** Start of Material shown **
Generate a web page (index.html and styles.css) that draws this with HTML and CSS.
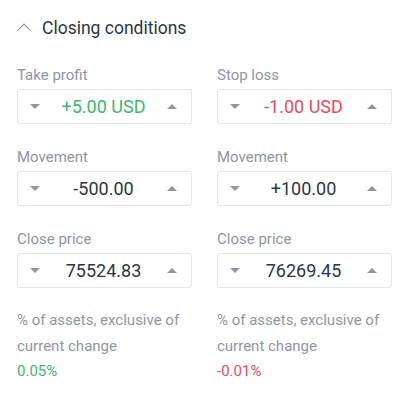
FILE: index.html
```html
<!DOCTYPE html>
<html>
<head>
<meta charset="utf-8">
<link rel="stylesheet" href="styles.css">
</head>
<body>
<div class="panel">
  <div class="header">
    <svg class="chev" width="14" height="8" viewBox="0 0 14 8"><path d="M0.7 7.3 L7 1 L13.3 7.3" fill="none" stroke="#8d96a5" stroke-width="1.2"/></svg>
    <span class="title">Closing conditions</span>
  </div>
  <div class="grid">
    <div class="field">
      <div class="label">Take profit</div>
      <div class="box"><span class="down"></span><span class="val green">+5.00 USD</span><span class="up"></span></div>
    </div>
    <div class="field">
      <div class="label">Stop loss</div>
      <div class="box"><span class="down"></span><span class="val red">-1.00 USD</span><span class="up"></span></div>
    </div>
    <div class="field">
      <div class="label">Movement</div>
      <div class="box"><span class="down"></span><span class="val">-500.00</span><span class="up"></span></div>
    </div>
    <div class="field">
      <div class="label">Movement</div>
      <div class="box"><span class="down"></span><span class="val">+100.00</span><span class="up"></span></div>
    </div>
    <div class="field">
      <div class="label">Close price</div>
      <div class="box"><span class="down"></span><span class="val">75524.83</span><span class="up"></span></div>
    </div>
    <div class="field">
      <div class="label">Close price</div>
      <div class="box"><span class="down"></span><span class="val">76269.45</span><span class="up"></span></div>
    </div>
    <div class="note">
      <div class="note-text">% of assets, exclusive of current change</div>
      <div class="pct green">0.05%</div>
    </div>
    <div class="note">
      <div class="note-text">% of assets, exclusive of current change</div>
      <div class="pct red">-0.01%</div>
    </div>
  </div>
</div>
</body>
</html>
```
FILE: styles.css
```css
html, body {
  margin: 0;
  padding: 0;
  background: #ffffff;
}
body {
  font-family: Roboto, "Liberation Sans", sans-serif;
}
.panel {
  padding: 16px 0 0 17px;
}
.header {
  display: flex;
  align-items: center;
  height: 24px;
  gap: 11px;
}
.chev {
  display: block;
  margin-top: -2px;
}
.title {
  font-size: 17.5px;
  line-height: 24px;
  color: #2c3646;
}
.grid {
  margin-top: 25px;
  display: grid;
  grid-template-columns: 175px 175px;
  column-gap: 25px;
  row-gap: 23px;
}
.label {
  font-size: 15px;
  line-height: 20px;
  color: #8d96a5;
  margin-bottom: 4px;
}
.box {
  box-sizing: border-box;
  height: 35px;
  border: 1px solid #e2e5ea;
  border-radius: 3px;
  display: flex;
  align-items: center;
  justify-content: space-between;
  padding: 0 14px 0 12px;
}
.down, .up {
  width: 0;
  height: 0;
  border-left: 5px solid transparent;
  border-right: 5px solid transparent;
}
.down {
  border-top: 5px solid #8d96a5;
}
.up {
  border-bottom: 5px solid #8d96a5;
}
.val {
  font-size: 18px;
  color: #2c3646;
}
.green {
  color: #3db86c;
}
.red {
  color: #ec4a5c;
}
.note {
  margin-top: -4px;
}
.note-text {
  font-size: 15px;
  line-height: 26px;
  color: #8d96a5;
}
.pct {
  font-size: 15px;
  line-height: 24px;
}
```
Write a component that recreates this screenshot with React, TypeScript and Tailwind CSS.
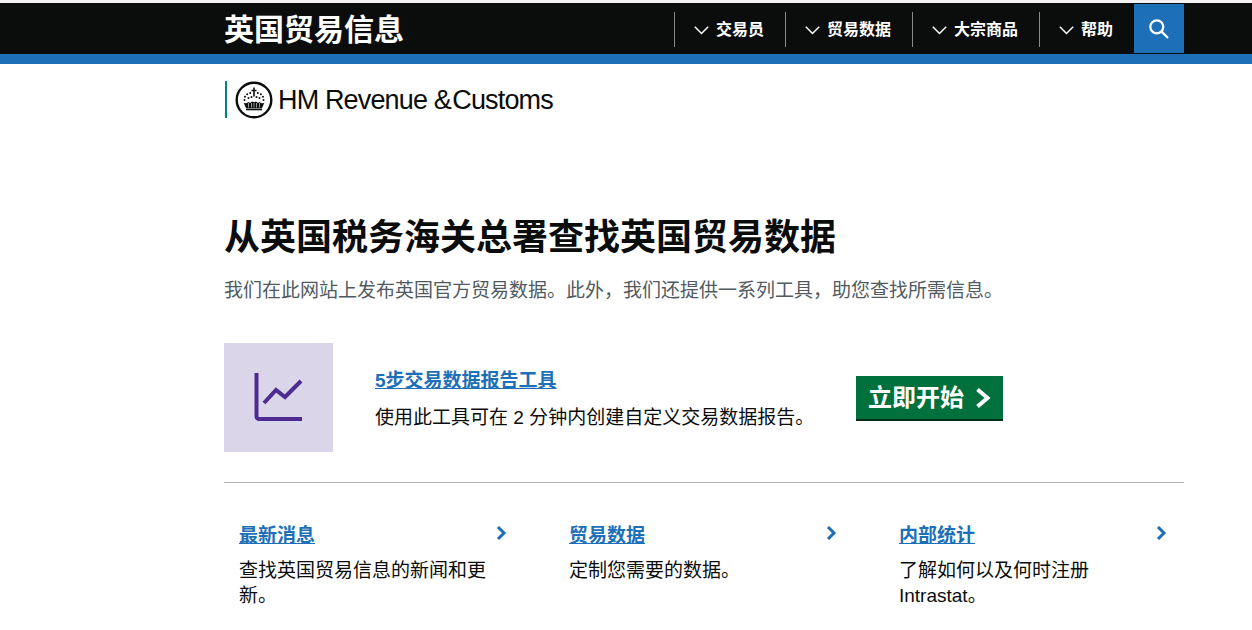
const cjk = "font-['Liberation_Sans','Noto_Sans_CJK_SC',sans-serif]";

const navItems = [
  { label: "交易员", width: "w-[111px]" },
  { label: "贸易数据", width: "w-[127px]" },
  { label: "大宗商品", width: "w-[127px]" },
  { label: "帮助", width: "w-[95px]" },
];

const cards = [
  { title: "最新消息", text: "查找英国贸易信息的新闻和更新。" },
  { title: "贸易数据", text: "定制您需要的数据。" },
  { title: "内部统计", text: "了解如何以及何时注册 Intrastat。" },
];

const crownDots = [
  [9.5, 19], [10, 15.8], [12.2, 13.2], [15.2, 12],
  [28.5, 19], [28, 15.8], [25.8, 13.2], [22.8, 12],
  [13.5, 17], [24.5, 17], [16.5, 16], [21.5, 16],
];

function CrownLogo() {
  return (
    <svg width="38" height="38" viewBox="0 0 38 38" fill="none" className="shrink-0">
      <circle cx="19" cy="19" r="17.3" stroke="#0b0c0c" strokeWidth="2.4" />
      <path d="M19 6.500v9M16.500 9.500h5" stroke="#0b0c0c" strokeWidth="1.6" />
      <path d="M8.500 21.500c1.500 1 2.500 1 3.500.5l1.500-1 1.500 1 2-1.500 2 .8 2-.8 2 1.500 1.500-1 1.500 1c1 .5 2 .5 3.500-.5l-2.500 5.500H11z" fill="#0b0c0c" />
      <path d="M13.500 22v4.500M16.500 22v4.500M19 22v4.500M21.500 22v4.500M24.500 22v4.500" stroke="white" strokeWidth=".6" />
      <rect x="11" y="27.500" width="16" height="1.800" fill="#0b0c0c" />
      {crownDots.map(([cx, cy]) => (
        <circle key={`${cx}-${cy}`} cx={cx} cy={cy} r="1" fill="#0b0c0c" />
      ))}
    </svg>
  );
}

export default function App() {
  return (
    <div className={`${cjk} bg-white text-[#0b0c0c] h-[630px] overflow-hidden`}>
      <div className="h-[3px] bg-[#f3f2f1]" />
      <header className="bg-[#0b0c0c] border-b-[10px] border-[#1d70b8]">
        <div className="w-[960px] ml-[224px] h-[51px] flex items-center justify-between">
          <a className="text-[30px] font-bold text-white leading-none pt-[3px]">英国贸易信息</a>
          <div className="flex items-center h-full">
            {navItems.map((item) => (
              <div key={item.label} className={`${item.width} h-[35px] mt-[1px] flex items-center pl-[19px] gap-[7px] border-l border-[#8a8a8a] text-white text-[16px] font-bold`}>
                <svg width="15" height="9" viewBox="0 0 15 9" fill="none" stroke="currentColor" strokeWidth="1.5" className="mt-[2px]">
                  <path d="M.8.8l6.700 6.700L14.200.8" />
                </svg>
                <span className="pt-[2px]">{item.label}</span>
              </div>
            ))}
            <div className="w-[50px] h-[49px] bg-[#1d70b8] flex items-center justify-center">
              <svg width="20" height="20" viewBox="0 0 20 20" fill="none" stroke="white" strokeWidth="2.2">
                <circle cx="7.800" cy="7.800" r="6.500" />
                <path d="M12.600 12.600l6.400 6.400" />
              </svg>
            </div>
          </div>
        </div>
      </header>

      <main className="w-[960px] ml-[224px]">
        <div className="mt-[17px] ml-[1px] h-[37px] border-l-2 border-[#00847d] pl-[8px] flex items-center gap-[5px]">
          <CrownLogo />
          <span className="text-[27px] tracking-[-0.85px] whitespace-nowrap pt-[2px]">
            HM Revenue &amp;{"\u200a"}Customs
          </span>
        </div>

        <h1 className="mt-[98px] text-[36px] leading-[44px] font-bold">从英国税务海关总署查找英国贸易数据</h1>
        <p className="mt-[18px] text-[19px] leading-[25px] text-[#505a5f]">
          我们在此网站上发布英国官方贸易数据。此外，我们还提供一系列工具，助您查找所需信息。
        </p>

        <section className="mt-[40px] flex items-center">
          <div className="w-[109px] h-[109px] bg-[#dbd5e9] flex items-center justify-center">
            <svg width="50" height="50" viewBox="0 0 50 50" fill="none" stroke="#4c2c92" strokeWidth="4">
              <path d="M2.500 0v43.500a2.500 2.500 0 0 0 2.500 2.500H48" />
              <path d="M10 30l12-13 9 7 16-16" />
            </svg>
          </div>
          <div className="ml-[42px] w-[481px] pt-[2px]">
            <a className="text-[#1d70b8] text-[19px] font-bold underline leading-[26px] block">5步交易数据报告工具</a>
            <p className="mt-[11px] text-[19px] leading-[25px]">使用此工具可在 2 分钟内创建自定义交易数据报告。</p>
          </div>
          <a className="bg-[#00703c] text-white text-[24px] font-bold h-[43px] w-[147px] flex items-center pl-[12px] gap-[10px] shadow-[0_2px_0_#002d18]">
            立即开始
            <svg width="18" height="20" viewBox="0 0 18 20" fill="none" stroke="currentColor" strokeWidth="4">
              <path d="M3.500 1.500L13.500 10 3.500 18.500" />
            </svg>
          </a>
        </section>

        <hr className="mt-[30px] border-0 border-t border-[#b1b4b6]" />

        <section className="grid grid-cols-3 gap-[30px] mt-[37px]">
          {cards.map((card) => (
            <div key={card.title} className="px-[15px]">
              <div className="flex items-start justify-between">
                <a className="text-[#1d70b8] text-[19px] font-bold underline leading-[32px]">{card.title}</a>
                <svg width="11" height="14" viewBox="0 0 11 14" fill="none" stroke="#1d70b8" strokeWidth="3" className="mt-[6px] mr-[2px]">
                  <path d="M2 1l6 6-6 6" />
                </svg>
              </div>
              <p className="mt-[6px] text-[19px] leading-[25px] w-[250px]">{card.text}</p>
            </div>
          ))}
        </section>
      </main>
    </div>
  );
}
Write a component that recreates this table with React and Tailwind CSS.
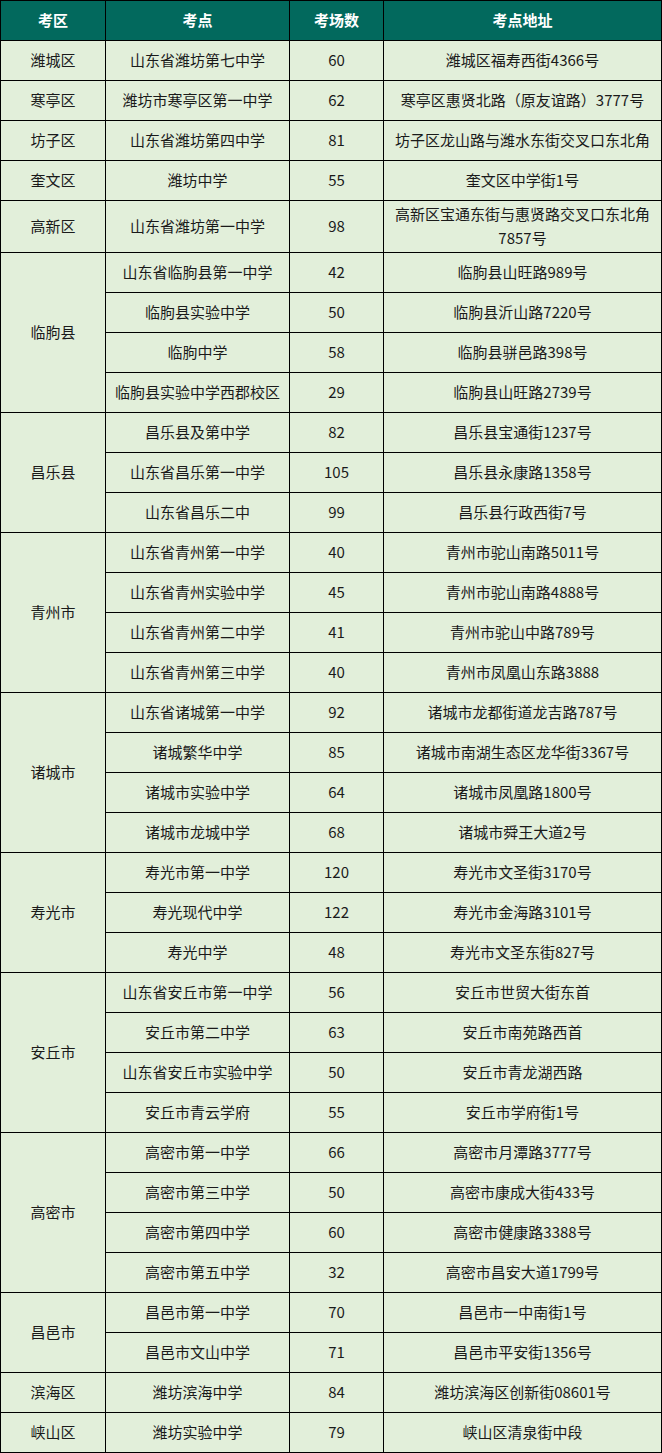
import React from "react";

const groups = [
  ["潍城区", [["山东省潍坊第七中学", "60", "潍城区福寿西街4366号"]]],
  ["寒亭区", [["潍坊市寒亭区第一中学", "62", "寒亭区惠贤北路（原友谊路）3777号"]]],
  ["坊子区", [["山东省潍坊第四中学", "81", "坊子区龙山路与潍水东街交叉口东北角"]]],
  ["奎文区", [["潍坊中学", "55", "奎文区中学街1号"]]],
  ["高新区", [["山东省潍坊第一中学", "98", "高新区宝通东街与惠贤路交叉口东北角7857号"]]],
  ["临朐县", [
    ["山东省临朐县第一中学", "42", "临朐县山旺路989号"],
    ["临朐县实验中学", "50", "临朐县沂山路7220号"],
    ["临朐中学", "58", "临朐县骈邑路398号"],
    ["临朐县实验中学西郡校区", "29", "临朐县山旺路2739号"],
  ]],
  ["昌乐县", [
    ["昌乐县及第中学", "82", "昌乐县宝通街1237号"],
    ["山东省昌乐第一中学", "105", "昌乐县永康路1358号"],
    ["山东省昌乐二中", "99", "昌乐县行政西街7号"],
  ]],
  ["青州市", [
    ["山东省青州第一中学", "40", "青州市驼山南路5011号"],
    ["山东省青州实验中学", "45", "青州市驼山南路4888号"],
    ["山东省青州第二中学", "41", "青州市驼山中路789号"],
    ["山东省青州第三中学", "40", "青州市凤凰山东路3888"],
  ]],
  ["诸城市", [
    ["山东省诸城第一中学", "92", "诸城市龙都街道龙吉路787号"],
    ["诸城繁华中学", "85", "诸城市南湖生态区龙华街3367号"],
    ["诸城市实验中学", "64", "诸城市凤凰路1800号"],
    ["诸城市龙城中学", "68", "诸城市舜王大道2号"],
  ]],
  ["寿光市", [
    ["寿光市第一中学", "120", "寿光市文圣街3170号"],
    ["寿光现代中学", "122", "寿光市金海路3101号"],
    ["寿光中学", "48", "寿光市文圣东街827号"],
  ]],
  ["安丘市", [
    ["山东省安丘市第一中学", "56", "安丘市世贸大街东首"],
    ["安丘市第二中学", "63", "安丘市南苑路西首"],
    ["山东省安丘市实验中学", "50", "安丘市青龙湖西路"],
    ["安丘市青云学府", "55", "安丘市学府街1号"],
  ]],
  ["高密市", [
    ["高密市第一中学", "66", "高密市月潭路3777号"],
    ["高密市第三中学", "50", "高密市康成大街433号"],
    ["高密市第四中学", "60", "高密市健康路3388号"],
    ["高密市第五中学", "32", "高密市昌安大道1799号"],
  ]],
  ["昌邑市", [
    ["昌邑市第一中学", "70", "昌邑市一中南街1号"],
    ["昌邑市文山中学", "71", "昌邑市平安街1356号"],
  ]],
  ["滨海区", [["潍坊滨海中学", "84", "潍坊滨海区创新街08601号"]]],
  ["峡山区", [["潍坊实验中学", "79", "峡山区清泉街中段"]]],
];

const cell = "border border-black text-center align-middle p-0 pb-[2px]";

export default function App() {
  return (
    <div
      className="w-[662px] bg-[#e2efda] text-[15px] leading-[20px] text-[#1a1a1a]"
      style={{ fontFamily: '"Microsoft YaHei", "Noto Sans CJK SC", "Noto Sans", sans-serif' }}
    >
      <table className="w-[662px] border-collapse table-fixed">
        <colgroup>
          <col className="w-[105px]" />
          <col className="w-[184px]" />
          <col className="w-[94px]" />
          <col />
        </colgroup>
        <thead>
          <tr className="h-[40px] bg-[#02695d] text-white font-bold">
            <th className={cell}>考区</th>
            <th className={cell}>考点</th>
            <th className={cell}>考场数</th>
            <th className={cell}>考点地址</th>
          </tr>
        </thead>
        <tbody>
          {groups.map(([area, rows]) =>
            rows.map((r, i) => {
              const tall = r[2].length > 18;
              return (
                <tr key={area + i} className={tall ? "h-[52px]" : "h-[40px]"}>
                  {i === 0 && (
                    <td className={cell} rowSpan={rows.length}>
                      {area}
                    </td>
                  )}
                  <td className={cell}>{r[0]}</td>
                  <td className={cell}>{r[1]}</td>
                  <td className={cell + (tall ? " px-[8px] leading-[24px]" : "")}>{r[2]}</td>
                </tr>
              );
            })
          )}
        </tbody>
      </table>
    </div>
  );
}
** End of Material shown **
Drop the images and output only the lines from the one that contains "Write a component that recreates this table" to the one that contains "import React from", both included.

→ **Answer below**
Write a component that recreates this table with React and Tailwind CSS.
import React from "react";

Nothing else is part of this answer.